- ADIA initially invested A$700M into QDCI in August 2022.
- QAL today announced an additional A$700M was committed by ADIA.
- The commitment brings QAL total FUM to A$7.5B.
Alternative real estate investment manager, Qualitas (ASX: QAL), has secured an additional A$700 million commitment from a wholly owned subsidiary of the Abu Dhabi Investment Authority (ADIA) for the existing Qualitas Diversified Credit Investments (QDCI).
The additional commitment brings the total ADIA investment in QDCI to $1.45 billion, with the initial A$700 million investment made in August 2022; the initial investment from ADIA led to the establishment of QDCI.
The ADIA investment also brings Qualitas’ total funds under management (FUM) to A$7.5 billion, of which 78%, or A$5.8 billion, is in private credit and 81% is invested on behalf of institutional investors.
Qualitas’ co-investment in QDCI has increased from A$35 million to A$50 million.
“A repeat commitment at this scale from a long-term strategic investor such as ADIA is a strong endorsement of Qualitas’ funds management platform, growth potential, as well as our track record and experience through multiple cycles in the highly specialised Commercial Real Estate (CRE) sector,” said Qualitas group managing director and co-founder, Andrew Schwartz.
“We have demonstrated rapid and consistent growth since our IPO in December 2021 growing FUM by circa 80% despite this being one of the most dynamic macroeconomic environments we have experienced in our 15-year history.
“We have continued to execute on our growth initiatives, attracting larger mandates from investors and deploying into larger investments with a continued focus on sponsor quality.
“Since the financial year ended on 30 June 2023, we have raised A$1.45 billion incremental capital in the Australian CRE private credit sector. This represents strong evidence of conviction in the sector from global institutional investors. Qualitas’ CRE private credit funds are delivering returns exceeding inflation on a compounding basis with downside protection.

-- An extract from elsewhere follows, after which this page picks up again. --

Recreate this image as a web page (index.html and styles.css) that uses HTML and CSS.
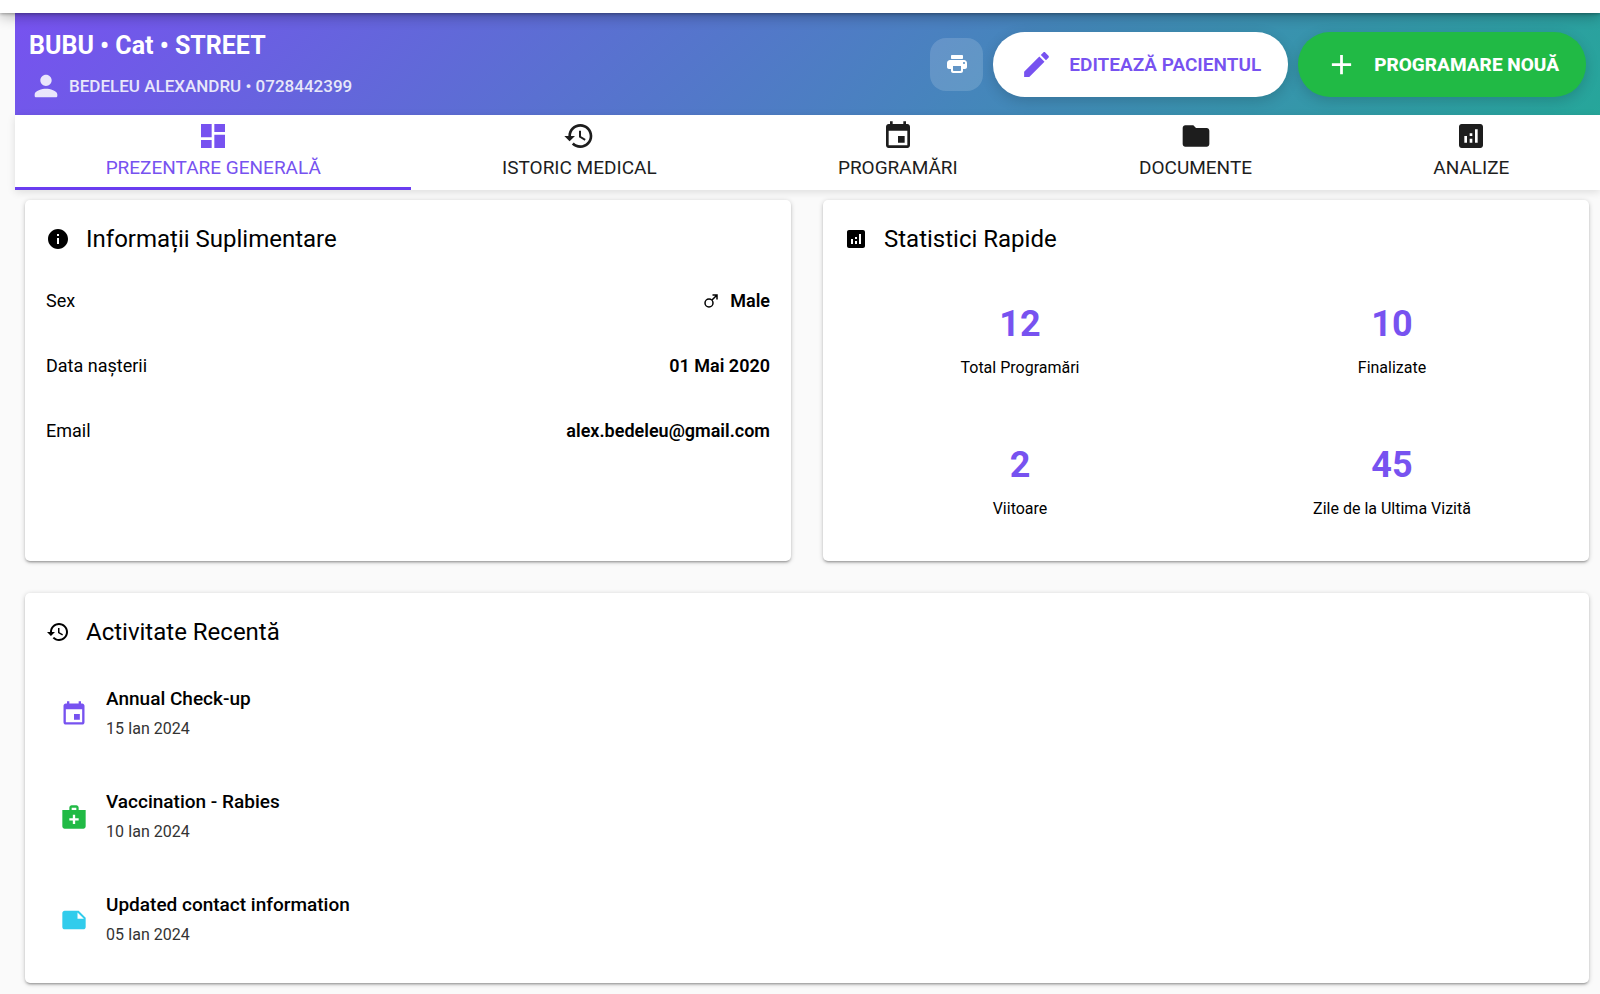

“With the announcement of this mandate, Qualitas has A$2.3 billion dry power ready to be deployed into the Australian CRE sector to take advantage of further dislocation in the financing market, as traditional financiers appear to continue to retreat, particularly in the residential and development sectors.”
The initial tranche of options is now exercisable
Qualitas granted options to ADIA in August 2022, under which ADIA may acquire up to 32,630,374 new ordinary shares. This new mandate means ADIA can exercise its options to acquire an initial tranche of 22,841,263 ordinary shares at a strike price currently at A$2.50 per share until the options expiry date of 1 August 2024.
ADIA holds options for the issue of three additional tranches. Each tranche of options has 3,263,037 ordinary shares in Qualitas with the same expiry date as the initial tranche options.
Each tranche is exercisable upon financial close of A$100 million additional commitments under Qualifying Mandates.